Thursday, June 19, 2014

Larison on Iraq Hawks

Daniel Larison shows why he and his colleagues are worth a read in The American Conservative.

The Iraq war in particular was the greatest foreign policy blunder in a generation...Many of the loudest advocates for action in Iraq today have remained either oblivious to the consequences of the policies they supported, or they actively deny responsibility for those consequences. Unlike Beinart, many Iraq war hawks have never admitted significant error. At most, they have usually retreated to the last defense of the ideologue: “The policy was sound, and it was just the execution that failed.” They haven’t repudiated their old views, and they have never taken responsibility for the failure of the policy they supported. Indeed, so delusional are some of them that they insist that the Iraq war had been “won” right up until U.S. forces left.
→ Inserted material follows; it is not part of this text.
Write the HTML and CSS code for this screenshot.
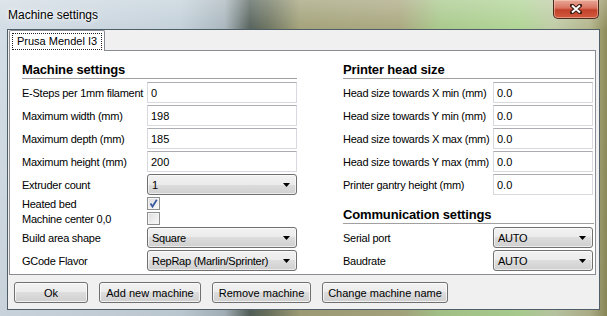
FILE: index.html
```html
<!DOCTYPE html>
<html lang="en">
<head>
    <meta charset="UTF-8">
    <title>Machine settings</title>
    <link rel="stylesheet" href="styles.css">
</head>
<body>
    <div class="window">
        <div class="titlebar">
            <span class="title">Machine settings</span>
            <button class="close" title="Close">
                <svg width="12" height="10" viewBox="0 0 12 10">
                    <path d="M2 1.5 L10 8.5 M10 1.5 L2 8.5" stroke="#3a1a12" stroke-width="4" stroke-linecap="square"/>
                    <path d="M2 1.5 L10 8.5 M10 1.5 L2 8.5" stroke="#fff" stroke-width="2"/>
                </svg>
            </button>
        </div>
        <div class="client">
            <div class="tabs">
                <div class="tab active"><span class="tab-label">Prusa Mendel I3</span></div>
            </div>
            <div class="panel">
                <div class="column left">
                    <div class="section-title">Machine settings</div>
                    <div class="row"><span class="label">E-Steps per 1mm filament</span><input class="text" value="0"></div>
                    <div class="row"><span class="label">Maximum width (mm)</span><input class="text" value="198"></div>
                    <div class="row"><span class="label">Maximum depth (mm)</span><input class="text" value="185"></div>
                    <div class="row"><span class="label">Maximum height (mm)</span><input class="text" value="200"></div>
                    <div class="row"><span class="label">Extruder count</span>
                        <div class="combo"><span>1</span><svg class="arrow" width="7" height="4" viewBox="0 0 7 4"><polygon points="0,0 7,0 3.5,4"/></svg></div>
                    </div>
                    <div class="row check"><span class="label">Heated bed</span>
                        <span class="checkbox"><svg width="11" height="11" viewBox="0 0 11 11"><path d="M2.5 5.5 L4.5 8.5 L8.8 1.8" fill="none" stroke="#3b5aa0" stroke-width="1.8"/></svg></span>
                    </div>
                    <div class="row check"><span class="label">Machine center 0,0</span><span class="checkbox"></span></div>
                    <div class="row"><span class="label">Build area shape</span>
                        <div class="combo"><span>Square</span><svg class="arrow" width="7" height="4" viewBox="0 0 7 4"><polygon points="0,0 7,0 3.5,4"/></svg></div>
                    </div>
                    <div class="row"><span class="label">GCode Flavor</span>
                        <div class="combo"><span>RepRap (Marlin/Sprinter)</span><svg class="arrow" width="7" height="4" viewBox="0 0 7 4"><polygon points="0,0 7,0 3.5,4"/></svg></div>
                    </div>
                </div>
                <div class="column right">
                    <div class="section-title">Printer head size</div>
                    <div class="row"><span class="label">Head size towards X min (mm)</span><input class="text" value="0.0"></div>
                    <div class="row"><span class="label">Head size towards Y min (mm)</span><input class="text" value="0.0"></div>
                    <div class="row"><span class="label">Head size towards X max (mm)</span><input class="text" value="0.0"></div>
                    <div class="row"><span class="label">Head size towards Y max (mm)</span><input class="text" value="0.0"></div>
                    <div class="row"><span class="label">Printer gantry height (mm)</span><input class="text" value="0.0"></div>
                    <div class="section-title second">Communication settings</div>
                    <div class="row"><span class="label">Serial port</span>
                        <div class="combo"><span>AUTO</span><svg class="arrow" width="7" height="4" viewBox="0 0 7 4"><polygon points="0,0 7,0 3.5,4"/></svg></div>
                    </div>
                    <div class="row"><span class="label">Baudrate</span>
                        <div class="combo"><span>AUTO</span><svg class="arrow" width="7" height="4" viewBox="0 0 7 4"><polygon points="0,0 7,0 3.5,4"/></svg></div>
                    </div>
                </div>
            </div>
            <div class="buttons">
                <button class="button ok">Ok</button>
                <button class="button add">Add new machine</button>
                <button class="button remove">Remove machine</button>
                <button class="button rename">Change machine name</button>
            </div>
        </div>
    </div>
</body>
</html>
```

FILE: styles.css
```css
body {
    margin: 0;
    background-color: #fff;
    font-family: 'Liberation Sans', Arial, sans-serif;
    font-size: 11px;
    letter-spacing: -0.25px;
    color: #000;
}
.window {
    width: 607px;
    height: 316px;
    box-sizing: border-box;
    padding: 0 7px 6px 7px;
    display: flex;
    flex-direction: column;
    background:
        linear-gradient(to bottom, rgba(255, 255, 255, 0.25), rgba(255, 255, 255, 0) 30px, rgba(0, 0, 0, 0.05)),
        linear-gradient(to right, #d3dde5 0, #c4d1da 180px, #a9b6bd 225px, #56625c 250px, #6d7560 268px, #a3a27a 300px, #aaa880 400px, #a9c98c 440px, #b0d495 520px, #bfcba6 555px, #b3b58c 590px, #8e8c5a 607px);
}
.titlebar {
    height: 29px;
    display: flex;
    justify-content: space-between;
    align-items: flex-start;
}
.title {
    font-size: 12px;
    letter-spacing: 0;
    padding: 8px 0 0 1px;
    text-shadow: 0 0 6px #fff, 0 0 3px #fff;
}
.close {
    width: 46px;
    height: 19px;
    margin-right: 1px;
    padding: 0;
    border: 1px solid #4d2a20;
    border-top: none;
    border-radius: 0 0 5px 5px;
    background: linear-gradient(to bottom, #e9a99a 0, #d8735f 45%, #c2412a 55%, #d25a3e 100%);
    box-shadow: inset 0 0 0 1px rgba(255, 220, 200, 0.45);
    display: flex;
    justify-content: center;
    align-items: center;
}
.client {
    flex: 1;
    border: 1px solid #4f5d66;
    background-color: #f0f0f0;
    padding: 0 3px 0 1px;
    display: flex;
    flex-direction: column;
}
.tabs {
    height: 20px;
    display: flex;
    position: relative;
    z-index: 1;
}
.tab {
    box-sizing: border-box;
    border: 1px solid #898c95;
    border-bottom: none;
    border-radius: 2px 2px 0 0;
    background-color: #fff;
    padding: 2px 2px 0 2px;
    margin-bottom: -1px;
    height: 21px;
}
.tab-label {
    display: block;
    border: 1px dotted #222;
    padding: 1px 4px 1px 4px;
    line-height: 13px;
    letter-spacing: 0;
}
.panel {
    height: 225px;
    box-sizing: border-box;
    border: 1px solid #898c95;
    background-color: #fff;
    padding: 11px 1px 0 12px;
    display: flex;
    gap: 46px;
}
.column {
    display: flex;
    flex-direction: column;
}
.column.left {
    width: 275px;
}
.column.right {
    width: 251px;
}
.section-title {
    font-size: 13px;
    font-weight: bold;
    letter-spacing: -0.15px;
    line-height: 16px;
    border-bottom: 1px solid #a0a0a0;
    margin-bottom: 3px;
    white-space: nowrap;
}
.section-title.second {
    margin-top: 10px;
}
.row {
    height: 21px;
    margin-bottom: 2px;
    display: flex;
    align-items: center;
}
.row.check {
    height: 13px;
}
.label {
    white-space: nowrap;
    flex: none;
}
.left .label {
    width: 125px;
}
.right .label {
    width: 150px;
}
.text {
    width: 150px;
    height: 21px;
    box-sizing: border-box;
    border: 1px solid #d8d9de;
    border-top-color: #abadb3;
    padding: 0 3px;
    font-family: inherit;
    font-size: 11px;
    letter-spacing: 0;
    color: #000;
    outline: none;
}
.right .text {
    width: 100px;
}
.combo {
    width: 150px;
    height: 21px;
    box-sizing: border-box;
    border: 1px solid #707070;
    border-radius: 3px;
    background: linear-gradient(to bottom, #f2f2f2 0, #ebebeb 50%, #dddddd 50%, #cfcfcf 100%);
    box-shadow: inset 0 0 0 1px rgba(255, 255, 255, 0.6);
    padding: 0 6px 0 4px;
    display: flex;
    justify-content: space-between;
    align-items: center;
}
.right .combo {
    width: 100px;
}
.checkbox {
    width: 13px;
    height: 13px;
    box-sizing: border-box;
    border: 1px solid #8e8f8f;
    background: linear-gradient(to bottom right, #dcdcdc, #fbfbfb);
    box-shadow: inset 0 0 0 1px #f4f4f4;
    display: flex;
}
.buttons {
    display: flex;
    gap: 11px;
    padding: 7px 0 0 5px;
}
.button {
    height: 21px;
    box-sizing: border-box;
    border: 1px solid #707070;
    border-radius: 3px;
    background: linear-gradient(to bottom, #f2f2f2 0, #ebebeb 50%, #dddddd 50%, #cfcfcf 100%);
    box-shadow: inset 0 0 0 1px rgba(255, 255, 255, 0.7);
    font-family: inherit;
    font-size: 11px;
    letter-spacing: 0;
    color: #000;
    padding: 0;
}
.button.ok {
    width: 74px;
}
.button.add {
    width: 102px;
}
.button.remove {
    width: 99px;
}
.button.rename {
    width: 126px;
}
```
So one of the reasons that it is appropriate to pay little or no attention to the predictably hawkish recommendations of Iraq war hawks is that they have proven to be impervious to evidence that their previous assumptions were profoundly wrong. It is impossible to take seriously arguments from people that willfully ignore their own past mistakes in analysis and judgment.

As long as Iraq war hawks pretend that recent events have somehow vindicated their old arguments (I'm looking at you, Bill Kristol), their arguments should be dismissed as the desperately self-serving claims that they are. Another reason to pay them no mind is that many of them are repeating similarly misleading arguments and perpetuating false assumptions about the efficacy of hard power that led them to blunder as badly as they did twelve years ago. Having learned absolutely nothing from their failure, they have nothing to teach anyone else. They are free to say their piece, but it would be a waste of time and energy to pretend that they are saying anything worth listening to.